I first met Julian Van Winkle III in the early 1990s. He called me and asked if he could videotape the presentation I was giving to the Beargrass Creek and St. Matthews Historical Society on the history of distilling in Kentucky. I told him I had no objections and he showed up to the event with a video camera and tripod. He introduced himself and we talked for a few minutes before the presentation and then introduced me to his father’s sister who also came to the lecture. This was my very first Bourbon presentation and the Van Winkle family were just a few of the old distilling family members who were present. There were several members of the Brown family, Todd Hollenbach, Ralph Dupps and Buddy Thompson in the crowd. I knew I did well when Julian’s aunt came up to me afterwards and told me “You did well and got most of the things correct.”
Julian sent me a copy of the tape he had made and I still have that tape in my office files. I later helped his sister Sally and Sam Thomas look through the records of Stitzel-Weller at the United Distillers Archive when they were researching her book Always Fine Bourbon.
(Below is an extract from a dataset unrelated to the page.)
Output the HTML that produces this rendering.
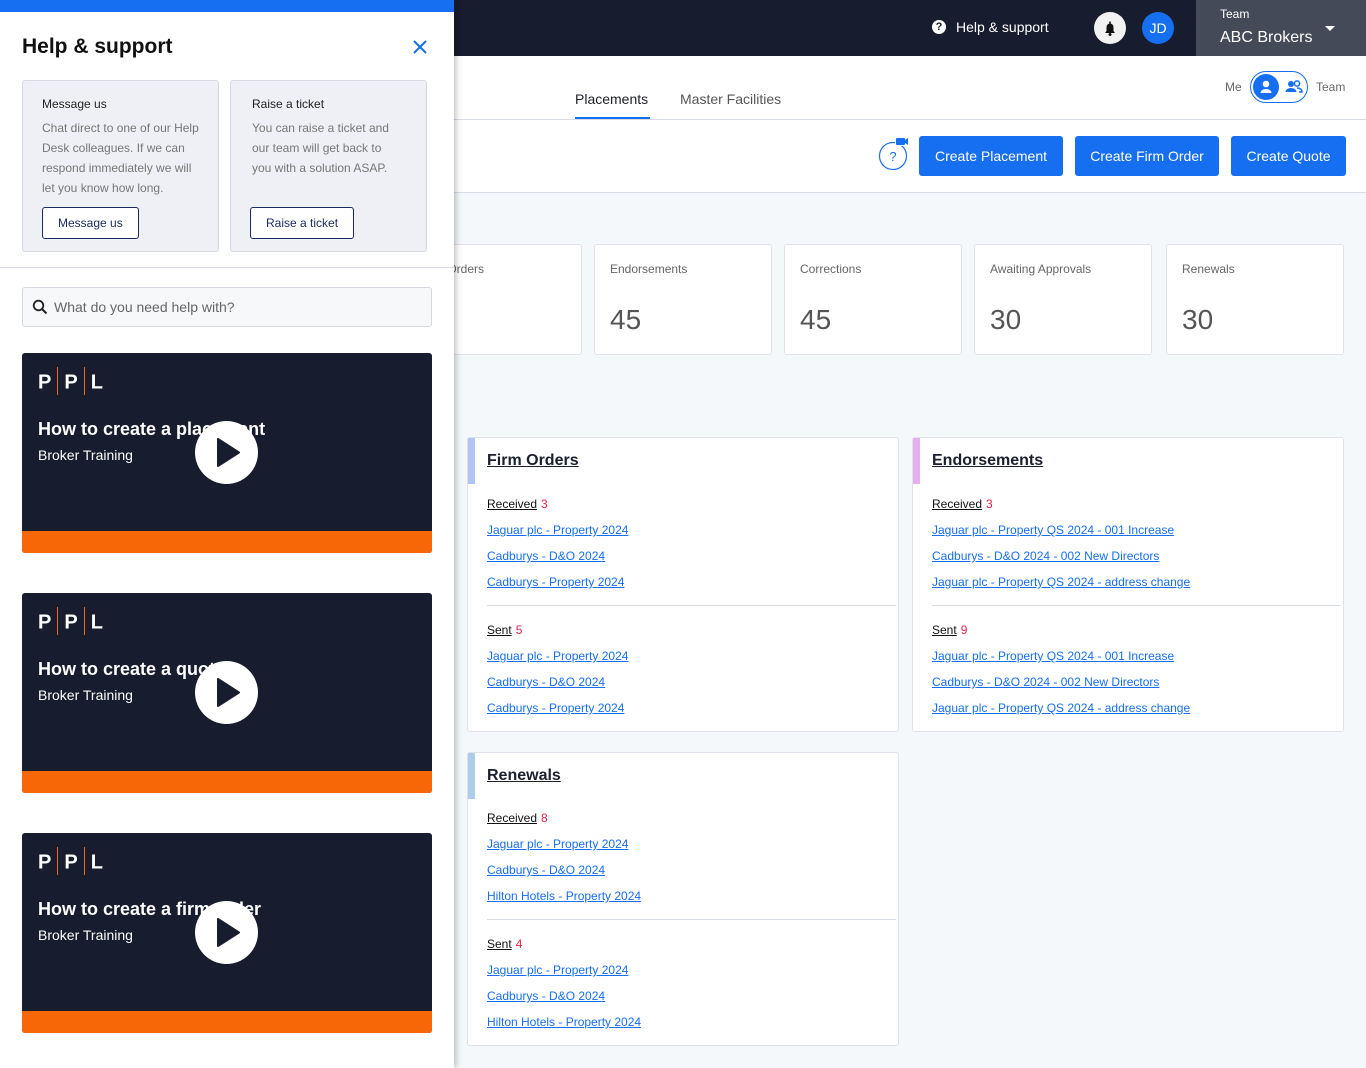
<!DOCTYPE html>
<html><head><meta charset="utf-8"><style>
*{box-sizing:border-box;margin:0;padding:0}
body{width:1366px;height:1068px;overflow:hidden;font-family:"Liberation Sans",Arial,sans-serif;background:#f5f8fb;position:relative;color:#1b1f2e}
.abs{position:absolute}
.top{left:0;top:0;width:1366px;height:56px;background:#171c2e}
.teambox{left:1196px;top:0;width:170px;height:56px;background:#454a58;color:#fff}
.white{left:0;top:56px;width:1366px;height:137px;background:#fff;border-bottom:1px solid #d8dce4}
.btn{top:136px;height:40px;background:#166ef0;color:#fff;border-radius:3px;font-size:14px;display:flex;align-items:center;justify-content:center}
.stat{top:244px;width:178px;height:111px;background:#fff;border:1px solid #dfe2e8;border-radius:3px}
.stat .l{position:absolute;left:15px;top:17px;font-size:12px;color:#666}
.stat .n{position:absolute;left:15px;top:59px;font-size:28px;color:#555}
.panel{background:#fff;border:1px solid #dfe2e8;border-radius:3px;width:432px}
.panel .acc{position:absolute;left:0;top:0;width:7px;height:46px}
.panel h3{position:absolute;left:19px;top:14px;font-size:16px;font-weight:bold;text-decoration:underline;color:#1b1f2e}
.panel .s{position:absolute;left:19px;font-size:12px;text-decoration:underline;color:#111}
.panel .s b{font-weight:normal;color:#e8224a;text-decoration:none;display:inline-block;margin-left:4px}
.panel a{position:absolute;left:19px;font-size:12px;color:#166ef0;text-decoration:underline}
.panel .hr{position:absolute;left:19px;right:2px;height:1px;background:#d8dce4}
.drawer{left:0;top:0;width:454px;height:1068px;background:#fff;box-shadow:2px 0 6px rgba(0,0,0,.25)}
.card{top:80px;width:197px;height:172px;background:#eef0f5;border:1px solid #d6d9e0;border-radius:3px}
.card .t{position:absolute;left:19px;top:16px;font-size:12px;color:#222}
.card .d{position:absolute;left:19px;top:37px;font-size:12px;color:#777;line-height:20px}
.card .b{position:absolute;left:19px;top:126px;height:32px;border:1px solid #1b2a5e;border-radius:3px;background:#fff;font-size:12px;color:#1b2a5e;display:flex;align-items:center;padding:0 15px}
.vid{left:22px;width:410px;height:200px;background:#171c2e;border-radius:3px;overflow:hidden}
.vid .or{position:absolute;left:0;bottom:0;width:100%;height:22px;background:#f76707}
.vid .logo{position:absolute;left:16px;top:16px;color:#fff;font-weight:bold;font-size:20px}
.vid .logo i{display:inline-block;width:1px;height:28px;background:#f76707;vertical-align:middle;margin:0 6px;position:relative;top:-2px}
.vid .h{position:absolute;left:16px;top:66px;color:#fff;font-weight:bold;font-size:18px}
.vid .sub{position:absolute;left:16px;top:94px;color:#fff;font-size:14px}
.vid .play{position:absolute;left:173px;top:68px;width:63px;height:63px;border-radius:50%;background:#fff}
</style></head><body>
<div class="abs top"></div>
<div class="abs" style="left:932px;top:20px;width:14px;height:14px;border-radius:50%;background:#fff;color:#171c2e;font-size:11px;font-weight:bold;text-align:center;line-height:14px">?</div>
<div class="abs" style="left:956px;top:19px;color:#fff;font-size:14px">Help &amp; support</div>
<div class="abs" style="left:1094px;top:12px;width:32px;height:32px;border-radius:50%;background:#f2f2f2"><svg width="32" height="32" viewBox="0 0 32 32"><path d="M11 21h10l-1.5-2v-4a3.5 3.5 0 0 0-7 0v4z" fill="#111"/><circle cx="16" cy="22.5" r="1.5" fill="#111"/><rect x="15.2" y="9.5" width="1.6" height="2" fill="#111"/></svg></div>
<div class="abs" style="left:1142px;top:12px;width:32px;height:32px;border-radius:50%;background:#166ef0;color:#fff;font-size:14px;text-align:center;line-height:32px">JD</div>
<div class="abs teambox"><div class="abs" style="left:24px;top:7px;font-size:12px">Team</div><div class="abs" style="left:24px;top:29px;font-size:16px">ABC Brokers</div><div class="abs" style="left:129px;top:26px;width:0;height:0;border-left:5px solid transparent;border-right:5px solid transparent;border-top:5px solid #fff"></div></div>
<div class="abs white"></div>
<div class="abs" style="left:454px;top:119px;width:912px;height:1px;background:#d8dce4"></div>
<div class="abs" style="left:575px;top:91px;font-size:14px;color:#1b1f2e">Placements</div>
<div class="abs" style="left:575px;top:117px;width:75px;height:2px;background:#166ef0"></div>
<div class="abs" style="left:680px;top:91px;font-size:14px;color:#555">Master Facilities</div>
<div class="abs" style="left:1225px;top:80px;font-size:12px;color:#666">Me</div>
<div class="abs" style="left:1250px;top:71px;width:58px;height:32px;border:1px solid #166ef0;border-radius:16px;background:#fff"><div class="abs" style="left:2px;top:2px;width:26px;height:26px;border-radius:50%;background:#166ef0"><svg width="26" height="26"><circle cx="13" cy="10" r="3.3" fill="#fff"/><path d="M7.5 19a5.5 4 0 0 1 11 0z" fill="#fff"/></svg></div><svg class="abs" style="left:32px;top:5px" width="22" height="20"><circle cx="8" cy="7" r="3" fill="#166ef0"/><path d="M2.5 15a5.5 4 0 0 1 11 0z" fill="#166ef0"/><circle cx="14" cy="6.5" r="2.6" fill="none" stroke="#166ef0" stroke-width="1.5"/><path d="M14 11c3 0 5 1.5 5 4h-3" fill="none" stroke="#166ef0" stroke-width="1.5"/></svg></div>
<div class="abs" style="left:1316px;top:80px;font-size:12px;color:#666">Team</div>
<svg class="abs" style="left:877px;top:136px" width="34" height="36"><circle cx="16" cy="20" r="13.5" fill="none" stroke="#166ef0" stroke-width="1.2"/><rect x="18" y="2" width="11" height="8" fill="#fff"/><rect x="19" y="2" width="9" height="7" rx="1" fill="#166ef0"/><path d="M28 4l3-2v7l-3-2z" fill="#166ef0"/><text x="16" y="25" font-size="13" fill="#166ef0" text-anchor="middle" font-family="Liberation Sans">?</text></svg>
<div class="abs btn" style="left:919px;width:144px">Create Placement</div>
<div class="abs btn" style="left:1075px;width:144px">Create Firm Order</div>
<div class="abs btn" style="left:1231px;width:115px">Create Quote</div>

<div class="abs stat" style="left:404px"><div class="l">Firm Orders</div></div>
<div class="abs stat" style="left:594px"><div class="l">Endorsements</div><div class="n">45</div></div>
<div class="abs stat" style="left:784px"><div class="l">Corrections</div><div class="n">45</div></div>
<div class="abs stat" style="left:974px"><div class="l">Awaiting Approvals</div><div class="n">30</div></div>
<div class="abs stat" style="left:1166px"><div class="l">Renewals</div><div class="n">30</div></div>

<div class="abs panel" style="left:467px;top:437px;height:295px"><div class="acc" style="background:#b3c3f5"></div><h3>Firm Orders</h3>
<div class="s" style="top:59px">Received<b>3</b></div><a style="top:85px">Jaguar plc - Property 2024 </a><a style="top:111px">Cadburys - D&amp;O 2024</a><a style="top:137px">Cadburys - Property 2024</a><div class="hr" style="top:167px"></div>
<div class="s" style="top:185px">Sent<b>5</b></div><a style="top:211px">Jaguar plc - Property 2024 </a><a style="top:237px">Cadburys - D&amp;O 2024</a><a style="top:263px">Cadburys - Property 2024</a></div>
<div class="abs panel" style="left:912px;top:437px;height:295px"><div class="acc" style="background:#e6b0f0"></div><h3>Endorsements</h3>
<div class="s" style="top:59px">Received<b>3</b></div><a style="top:85px">Jaguar plc - Property QS 2024 - 001 Increase </a><a style="top:111px">Cadburys - D&amp;O 2024 - 002 New Directors</a><a style="top:137px">Jaguar plc - Property QS 2024 - address change</a><div class="hr" style="top:167px"></div>
<div class="s" style="top:185px">Sent<b>9</b></div><a style="top:211px">Jaguar plc - Property QS 2024 - 001 Increase </a><a style="top:237px">Cadburys - D&amp;O 2024 - 002 New Directors</a><a style="top:263px">Jaguar plc - Property QS 2024 - address change</a></div>
<div class="abs panel" style="left:467px;top:752px;height:294px"><div class="acc" style="background:#a9cdea"></div><h3>Renewals</h3>
<div class="s" style="top:58px">Received<b>8</b></div><a style="top:84px">Jaguar plc - Property 2024 </a><a style="top:110px">Cadburys - D&amp;O 2024</a><a style="top:136px">Hilton Hotels - Property 2024</a><div class="hr" style="top:166px"></div>
<div class="s" style="top:184px">Sent<b>4</b></div><a style="top:210px">Jaguar plc - Property 2024 </a><a style="top:236px">Cadburys - D&amp;O 2024</a><a style="top:262px">Hilton Hotels - Property 2024</a></div>

<div class="abs drawer">
<div class="abs" style="left:0;top:0;width:454px;height:12px;background:#166ef0"></div>
<div class="abs" style="left:22px;top:35px;font-size:21px;font-weight:bold;color:#111">Help &amp; support</div>
<svg class="abs" style="left:412px;top:39px" width="16" height="16"><path d="M2 2l12 12M14 2L2 14" stroke="#166ef0" stroke-width="2"/></svg>
<div class="abs card" style="left:22px"><div class="t">Message us</div><div class="d" style="width:162px">Chat direct to one of our Help Desk colleagues. If we can respond immediately we will let you know how long.</div><div class="b">Message us</div></div>
<div class="abs card" style="left:230px"><div class="t" style="left:21px">Raise a ticket</div><div class="d" style="left:21px;width:142px">You can raise a ticket and our team will get back to you with a solution ASAP.</div><div class="b">Raise a ticket</div></div>
<div class="abs" style="left:0;top:267px;width:454px;height:1px;background:#d8dce4"></div>
<div class="abs" style="left:22px;top:287px;width:410px;height:40px;border:1px solid #d6d9e0;border-radius:3px;background:#f7f8fa"><svg class="abs" style="left:9px;top:11px" width="16" height="16"><circle cx="6.5" cy="6.5" r="4.8" fill="none" stroke="#222" stroke-width="1.8"/><path d="M10 10l4.5 4.5" stroke="#222" stroke-width="2"/></svg><div class="abs" style="left:31px;top:11px;font-size:14px;color:#666">What do you need help with?</div></div>
<div class="abs vid" style="top:353px"><div class="logo">P<i></i>P<i></i>L</div><div class="h">How to create a placement</div><div class="sub">Broker Training</div><div class="play"><svg width="63" height="63"><path d="M23 18v27l21-13.5z" fill="#171c2e" stroke="#171c2e" stroke-width="2" stroke-linejoin="round"/></svg></div><div class="or"></div></div>
<div class="abs vid" style="top:593px"><div class="logo">P<i></i>P<i></i>L</div><div class="h">How to create a quote</div><div class="sub">Broker Training</div><div class="play"><svg width="63" height="63"><path d="M23 18v27l21-13.5z" fill="#171c2e" stroke="#171c2e" stroke-width="2" stroke-linejoin="round"/></svg></div><div class="or"></div></div>
<div class="abs vid" style="top:833px"><div class="logo">P<i></i>P<i></i>L</div><div class="h">How to create a firm order</div><div class="sub">Broker Training</div><div class="play"><svg width="63" height="63"><path d="M23 18v27l21-13.5z" fill="#171c2e" stroke="#171c2e" stroke-width="2" stroke-linejoin="round"/></svg></div><div class="or"></div></div>
</div>
</body></html>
This started a friendship that I have always appreciated and I have nothing but respect for the Van Winkle family. That is why I looked forward to reading this latest book about Julian and his work growing his part of the family business. I think that Wright Thompson did a very good job with the book. I do wish he had read my book first and then he would know that Kentucky had plenty of distillers during the time of the Whiskey Rebellion and those distillers that fled Pennsylvania did not stop in Kentucky where the Federal Marshal could still arrest them, but fled to Spanish territory, usually New Orleans. However, that period of history is not the focus of the book and I can forgive him for that one mistake.
Pappyland: A Story of Family, Fine Bourbon, and the Things That Last, Wright Thompson. New York: Penguin Press, 2020. 246 pp.
Wright Thompson states in the first chapter that when he was researching the book that he quickly decided that there were enough parallels between his life and Julian Van Winkle III’s life, that he would write the book drawing upon those parallels. On the whole it works well but there are a few times that I felt he was stretching his story a bit and he could have made his point more quickly. It is very clear that he is not a historian, but he is a talented journalist. He skillfully describes his times with Julian and discusses subjects in the book that a historian would not have considered of intehttps://pappyco.com/products/pappyland-a-story-of-family-fine-bourbon-and-the-things-that-lastrest, but they really are important to the story. A major theme of the book is just how important the whiskey Julian puts into the bottle is to him and his family. Julian’s early life at Stitzel-Weller Distillery and his relationship with his father help explain that relationship of Bourbon whiskey to the Van Winkle family. Thompson documents the tough times Julian had in the 1980s and early 1990s just staying afloat in the whiskey industry. All in all, the book does well at describing the person that is Julian Van Winkle III.
The book is a straightforward narrative. There are no illustrations or footnotes. There is no index or bibliography. Thompson does make some references to other books and writers in the story and gives credit where credit is due, and there are acknowledgements at the end of the book.
This is a very good selection for anyone creating a whiskey library. It will make a very good companion piece to Always Fine Bourbon. My one complaint is that Thompson makes it sound like Julian and his brands of whiskey were the sole reason for the present-day boom in whiskey sales. Julian was a leading player, but no more so than the Kulsveens, Elmer T. Lee, Booker Noe, Jimmy Russell and the other Master Distillers that were out there promoting Bourbon in the late 1990s. With that said, I am sure that this book will become an important reference book for future whiskey writers and historians.